The need of efficient, flexible and self-powered hearing aid is increasing to treat sensorineural hearing loss caused by dysfunctional hair cells. Hearing aids can make life easier for people, however, limited battery life of these devices is still problematic. Researchers at Huazhong University of Science and Technology, China developed a hearing device that translates sound waves into matching electrical signals when tested in a model ear, without needing external power.
The prototype device developed by the scientists is made of spongey material with both piezoelectric and triboelectric qualities. The piezoelectric material used in the device produces electric current under mechanical stress, while with the triboelectric material an electric charge is created by on and off contact of one material with another. The team created a thin and flexible membrane from mixture of barium titanate nanoparticles and silicon dioxide to create the piezo- and triboelectric material. Then using an alkaline solution, the scientists dissolved the silicon dioxide shells of nanoparticles, which allows these particles to sit loosely within the holes of polymer matrix. This membrane then was put between two thin metal grids, and was exposed to sound waves. As the sound waves hit the membrane, it started vibrating back and forth, which generated an electrical current through piezoelectric effect.

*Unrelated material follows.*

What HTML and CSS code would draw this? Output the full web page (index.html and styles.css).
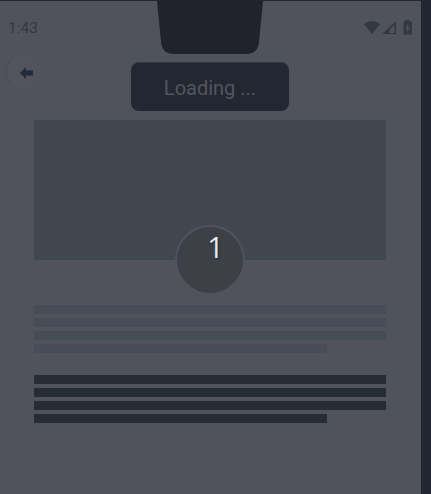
FILE: index.html
```html
<!DOCTYPE html>
<html lang="en">
<head>
<meta charset="utf-8">
<title>Loading</title>
<link rel="stylesheet" href="styles.css">
</head>
<body>
<main class="screen">
  <svg class="notch" width="106" height="53" viewBox="0 0 106 53"><path d="M0 0H106L102 41Q101 53 89 53H17Q5 53 4 41Z" fill="#20232b"/></svg>
  <header class="status">
    <span class="time">1:43</span>
    <svg class="signals" width="49" height="16" viewBox="0 0 49 16" fill="#343841">
      <path d="M0 4Q8-2 16 4L8 14Z"/>
      <path fill-rule="evenodd" d="M18 14L32 1V14ZM25.500 13H30.500V4.800L25.500 9.500Z"/>
      <path fill-rule="evenodd" d="M41.500 0H45.500V1.500H48V14.500H39.500V1.500H41.500ZM44 4L41.500 8.500H43.200V12L46 7.500H44Z"/>
    </svg>
  </header>
  <div class="toolbar">
    <button class="back" aria-label="Back"><svg width="13" height="12" viewBox="0 0 13 12"><path d="M0 6L6 0V3.500H13V8.500H6V12Z" fill="#232a38"/></svg></button>
    <div class="loading">Loading ...</div>
  </div>
  <section class="content">
    <div class="hero"><div class="counter">1</div></div>
    <div class="lines light"><i></i><i></i><i></i><i></i></div>
    <div class="lines dark"><i></i><i></i><i></i><i></i></div>
  </section>
</main>
</body>
</html>
```
FILE: styles.css
```css
* { box-sizing: border-box; }
body {
  margin: 0;
  height: 494px;
  overflow: hidden;
  background: #222630;
  font-family: Roboto, sans-serif;
}
.screen {
  position: relative;
  width: 421px;
  height: 493px;
  margin-top: 1px;
  background: #50535b;
}
.notch { position: absolute; left: 157px; top: 0; }
.status {
  display: flex;
  justify-content: space-between;
  height: 51px;
  padding: 19px 8px 0;
}
.time {
  font-size: 15.5px;
  line-height: 17px;
  color: #34373e;
}
.toolbar {
  display: flex;
  align-items: flex-start;
  height: 68px;
}
.back {
  display: flex;
  align-items: center;
  justify-content: center;
  width: 37px;
  height: 37px;
  margin: 1px 0 0 7px;
  padding: 2px 0 0 1px;
  border: 0;
  border-radius: 50%;
  background: #51545c;
  box-shadow: -1px 0 2px #4b4e54;
}
.loading {
  width: 158px;
  height: 49px;
  margin: 10px 0 0 87px;
  border-radius: 8px;
  border-top: 1px solid #303842;
  background: #222732;
  color: #53565d;
  font-size: 20px;
  line-height: 51px;
  text-align: center;
}
.content { width: 352px; margin-left: 34px; }
.hero {
  position: relative;
  height: 140px;
  margin-bottom: 45px;
  background: #40474e;
}
.counter {
  position: absolute;
  left: 141px;
  top: 105px;
  width: 70px;
  height: 70px;
  padding-left: 11px;
  border: 2px solid #50535b;
  border-radius: 50%;
  background: #3e4047;
  color: #e5edf2;
  font: 29px/40px "Open Sans", sans-serif;
  text-align: center;
  text-shadow: 1px 1px 2px #20232a;
}
.lines { display: grid; gap: 4px; }
.lines i { height: 9px; }
.lines i:last-child { width: 293px; }
.light { margin-bottom: 22px; }
.light i { background: #474d57; }
.dark i { background: #262d34; }
```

Moreover, the tribroelectric charge generated when the nanoparticles leave the walls of polymer chamber, it increased the total electric output of the membrane by 55%, compared to possible output by piezoelectricity. The scientists then tested the device in a model of human ear by playing a music in it, where the electric signals generated by the device were transformed into a digital audio file. In results, it was found that the sound recorded was very much like the original music. The team conducted more tests where the device was found to be sensitive to various acoustic range, which makes it more capable of picking up most voices and sounds in the human hearing range.